O enxoval foi feito, era tudo simples. Ela acabou sendo um bebê tão esperado quanto se tivesse sido encomendada pela cegonha. E eu já a amava... Enquanto o tempo passava, eu ia me preocupando cada vez mais com o dia do parto... morria de medo! Medo da dor, medo de morrer, medo de que acontecesse alguma coisa a ela.
No dia em que fui para a maternidade para ganhá-la, ao entrar na sala de trabalho de parto, vi duas mulheres gritando por causa das contrações, e agradeci porque faria uma cesárea. Mas é bem constrangedor: tire suas roupas e vista isso – um avental que te deixa com a bunda de fora. Ok, fiz isso, fiquei um tempinho deitada entre as duas grávidas e suas contrações, enquanto preparavam a sala de cirurgia. Quando me levaram à sala, pensei: fim da linha. É hoje que eu vou morrer, porque a sensação é a de que você está indo para o abate. A sala era fria, e a mesa era estreita. Sentei nela, e uma enfermeira veio a disse que me aplicariam a anestesia, e que eu sentiria uma picada nas costas. Na verdade não doeu nada, foi só uma picadinha mesmo, mas talvez tenha doído e eu não tenha sentido por causa dos nervos.
Deitei, os médicos chegaram. Acho que fora eles havia mais duas ou três pessoas na sala, enfermeiros suponho. Havia um rádio ligado, e o grupo falava de coisas aleatórias.
Fiquei com um dos braços esticado no soro, e comecei a passar mal. Parecia que a anestesia não era só da cintura pra baixo, parecia que meus pulmões estavam anestesiados e eu não conseguia puxar o ar. Colocaram-me no oxigênio, e eu não dormi, mas parecia bêbada. Uma hora olhei para as luzes, e elas refletiam minha barriga aberta, e muito sangue! Eu não sentia nada, absolutamente nada, então fiquei olhando para o lado, e esperando que acabasse logo, e acabou. Deve ter durado uma meia hora.
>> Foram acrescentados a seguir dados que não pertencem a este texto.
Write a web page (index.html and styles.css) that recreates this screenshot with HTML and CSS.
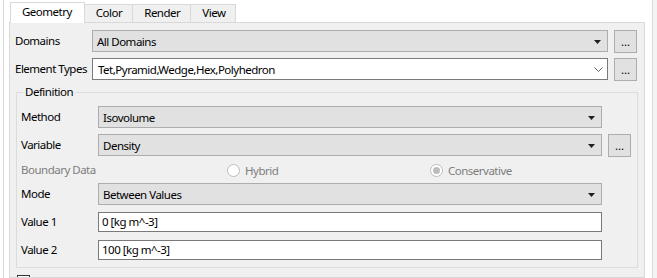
FILE: index.html
```html
<!DOCTYPE html>
<html lang="en">
<head>
    <meta charset="UTF-8">
    <meta name="viewport" content="width=device-width, initial-scale=1.0">
    <title>Isovolume Geometry</title>
    <link rel="stylesheet" href="styles.css">
</head>
<body>
    <div class="window">
        <div class="edge"></div>

        <div class="tabwidget">
            <!-- Tab headers -->
            <div class="tabbar">
                <div class="tab active">Geometry</div>
                <div class="tab">Color</div>
                <div class="tab">Render</div>
                <div class="tab">View</div>
            </div>

            <div class="pane">
                <div class="form outer">
                    <div class="row">
                        <span class="label">Domains</span>
                        <div class="combo">
                            <span class="value">All Domains</span>
                            <svg class="arrow" width="7" height="4" viewBox="0 0 7 4"><polygon points="0,0 7,0 3.5,4" fill="#1f1f1f"/></svg>
                        </div>
                        <button class="more">...</button>
                    </div>
                    <div class="row">
                        <span class="label">Element Types</span>
                        <div class="combo editable">
                            <span class="value">Tet,Pyramid,Wedge,Hex,Polyhedron</span>
                            <svg class="chevron" width="9" height="5" viewBox="0 0 9 5"><polyline points="0.5,0.5 4.5,4.5 8.5,0.5" fill="none" stroke="#606060" stroke-width="1"/></svg>
                        </div>
                        <button class="more">...</button>
                    </div>
                </div>

                <!-- Definition group -->
                <fieldset class="group">
                    <legend>Definition</legend>
                    <div class="form">
                        <div class="row">
                            <span class="label">Method</span>
                            <div class="combo no-more">
                                <span class="value">Isovolume</span>
                                <svg class="arrow" width="7" height="4" viewBox="0 0 7 4"><polygon points="0,0 7,0 3.5,4" fill="#1f1f1f"/></svg>
                            </div>
                        </div>
                        <div class="row">
                            <span class="label">Variable</span>
                            <div class="combo">
                                <span class="value">Density</span>
                                <svg class="arrow" width="7" height="4" viewBox="0 0 7 4"><polygon points="0,0 7,0 3.5,4" fill="#1f1f1f"/></svg>
                            </div>
                            <button class="more">...</button>
                        </div>
                        <div class="row radio-row">
                            <span class="label disabled">Boundary Data</span>
                            <div class="radios">
                                <label class="radio-opt first"><span class="radio"></span>Hybrid</label>
                                <label class="radio-opt"><span class="radio checked"></span>Conservative</label>
                            </div>
                        </div>
                        <div class="row">
                            <span class="label">Mode</span>
                            <div class="combo no-more">
                                <span class="value">Between Values</span>
                                <svg class="arrow" width="7" height="4" viewBox="0 0 7 4"><polygon points="0,0 7,0 3.5,4" fill="#1f1f1f"/></svg>
                            </div>
                        </div>
                        <div class="row">
                            <span class="label">Value 1</span>
                            <div class="input no-more">0 [kg m^-3]</div>
                        </div>
                        <div class="row">
                            <span class="label">Value 2</span>
                            <div class="input no-more">100 [kg m^-3]</div>
                        </div>
                    </div>
                </fieldset>

                <div class="check-row">
                    <span class="checkbox"></span>
                    <span>Apply to all</span>
                </div>
            </div>
        </div>

        <div class="side"></div>
    </div>
</body>
</html>
```

FILE: styles.css
```css
* {
    box-sizing: border-box;
}
body {
    margin: 0;
    background: #fff;
    font-family: "Noto Sans", sans-serif;
    font-size: 11.5px;
    letter-spacing: -0.5px;
    color: #000;
    overflow: hidden;
}
.window {
    display: flex;
    height: 278px;
}
.edge {
    width: 4px;
    border-right: 1px solid #dadada;
}
.tabwidget {
    margin-left: 5px;
    width: 636px;
    display: flex;
    flex-direction: column;
}
.side {
    flex: 1;
    margin-left: 7px;
    border-left: 1px solid #dadada;
    background: #f3f3f3;
}

/* tabs */
.tabbar {
    display: flex;
    align-items: flex-end;
    height: 23px;
    padding-left: 1px;
    border-bottom: 1px solid #d9d9d9;
}
.tab {
    height: 18px;
    line-height: 16px;
    padding: 0 10px 0 11px;
    border: 1px solid #d9d9d9;
    border-bottom: none;
    background: #f0f0f0;
    text-align: center;
}
.tab + .tab {
    border-left: none;
}
.tab.active {
    height: 21px;
    margin-bottom: -1px;
    padding: 1px 12px 0 11px;
    background: #fff;
}

.pane {
    flex: 1;
    background: #f0f0f0;
    border: 1px solid #d9d9d9;
    border-top: none;
    padding: 7px 7px 0 5px;
    overflow: hidden;
}

/* form rows */
.form {
    display: flex;
    flex-direction: column;
    gap: 6px;
}
.form.outer {
    gap: 5px;
}
.row {
    display: flex;
    align-items: flex-start;
}
.label {
    width: 77px;
    flex: none;
    height: 22px;
    line-height: 22px;
    white-space: nowrap;
}
.label.disabled,
.radio-opt {
    color: #7d7d7d;
}
.combo {
    flex: 1;
    display: flex;
    align-items: center;
    height: 22px;
    padding: 0 6px 0 4px;
    background: #e1e1e1;
    border: 1px solid #adadad;
}
.combo.editable {
    background: #fff;
    border-color: #7a7a7a;
    padding-left: 5px;
    padding-right: 4px;
}
.combo .value {
    flex: 1;
    white-space: nowrap;
}
.arrow {
    margin-top: 2px;
}
.chevron {
    margin-top: 1px;
}
.no-more {
    margin-right: 29px;
}
.more {
    width: 23px;
    height: 23px;
    margin-left: 6px;
    padding: 0;
    font: inherit;
    line-height: 20px;
    background: #e1e1e1;
    border: 1px solid #adadad;
    color: #000;
}
.input {
    flex: 1;
    height: 20px;
    margin-top: 1px;
    line-height: 18px;
    padding-left: 3px;
    background: #fff;
    border: 1px solid #7a7a7a;
}

/* radio buttons */
.radio-row .label {
    height: 14px;
    line-height: 14px;
}
.radios {
    display: flex;
    padding-left: 129px;
}
.radio-opt {
    display: flex;
    align-items: center;
    height: 14px;
    gap: 5px;
}
.radio-opt.first {
    width: 203px;
}
.radio {
    width: 13px;
    height: 13px;
    border: 1px solid #bcbcbc;
    border-radius: 50%;
    background: #fff;
    display: flex;
    align-items: center;
    justify-content: center;
}
.radio.checked::after {
    content: "";
    width: 7px;
    height: 7px;
    border-radius: 50%;
    background: #bcbcbc;
}

/* group box */
.group {
    margin: 3px -1px 0 1px;
    padding: 6px 6px 6px 4px;
    border: 1px solid #dcdcdc;
    min-width: 0;
}
.group legend {
    margin-left: 2px;
    padding: 0 2px;
    line-height: 16px;
}

.check-row {
    display: flex;
    align-items: flex-start;
    gap: 5px;
    margin: 7px 0 0 2px;
}
.checkbox {
    width: 13px;
    height: 13px;
    border: 1px solid #333;
    background: #fff;
    flex: none;
}
```
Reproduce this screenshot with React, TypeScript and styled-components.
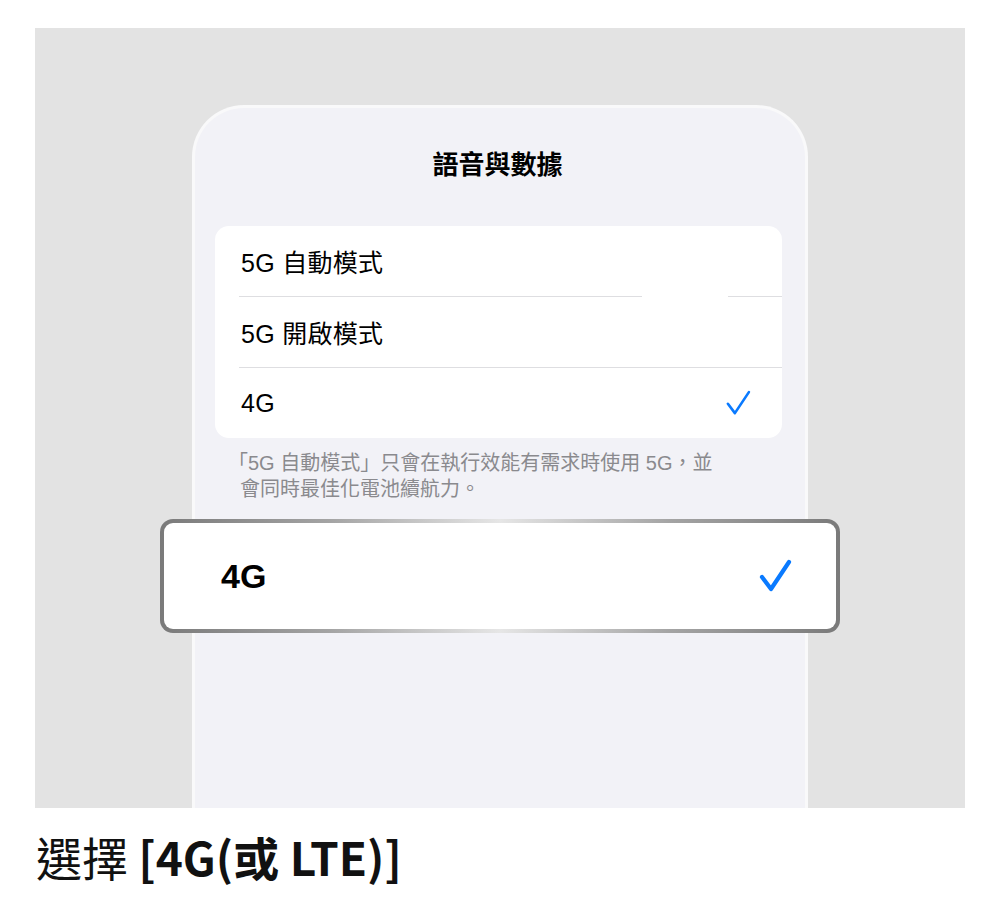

Então ela veio, mostraram-me a Ana. Coberta de sebo, sangue, meio roxinha, meio amassada, eu a olhei e tive o desplante de dizer: Nossa, como ela é feia!
Que belo primeiro comentário sobre a filha, hein! Arrependo-me até hoje. Levaram-na, e eu dormi. Lembro-me de estar na sala de recuperação e de depois ser levada para o quarto. Quando acordei, começaram as dores... a anestesia estava passando e tudo formigava. Queria fazer xixi, mas como não podia levantar, colocaram em baixo de mim um daqueles penicos de hospital. A dor era imensa, não conseguia sequer me virar na cama. Então trouxeram-na. Embrulhadinha num cueiro de coelhinhos, com a carinha ainda amassada e arranhada por suas unhas compridas que não deveriam ser cortadas ainda. Ela parecia cansada da viagem que fizera, mas tinha fome. Meus seios estavam bem cheios, mas precisavam ser massageados para que o leite saísse, já que a pequena ainda não tinha a prática de sugar. Logo na primeira tentativa, ela já conseguiu alguma coisa, não o suficiente para satisfazê-la, mas estávamos nos conhecendo.
Logo na primeira noite, ela já ficou comigo no quarto, e dormiu num daqueles bercinhos que mais parecem gaiolas para crianças. Durante toda a noite, a cada duas ou três horas, ela chorava para mamar. E como eu tive leite! Ainda bem! No outro dia, levaram-na para tomar banho, e depois a trouxeram para mamar. Eu estava apaixonada por ela. Ana era linda, tinha olhinhos tão azuis que pareciam cinza. Era incrível acreditar que aquela menina tão linda havia saído de dentro de mim, de mim! Ela é um pedaço de mim, é minha continuação... meu legado... e isso não é nada perto da emoção de saber que ela existe, e que ainda, é minha...
Não existe nada mais complexo que ser mãe. Das dores e das delícias de ocupar esse lugar, só podemos saber depois de experimentar.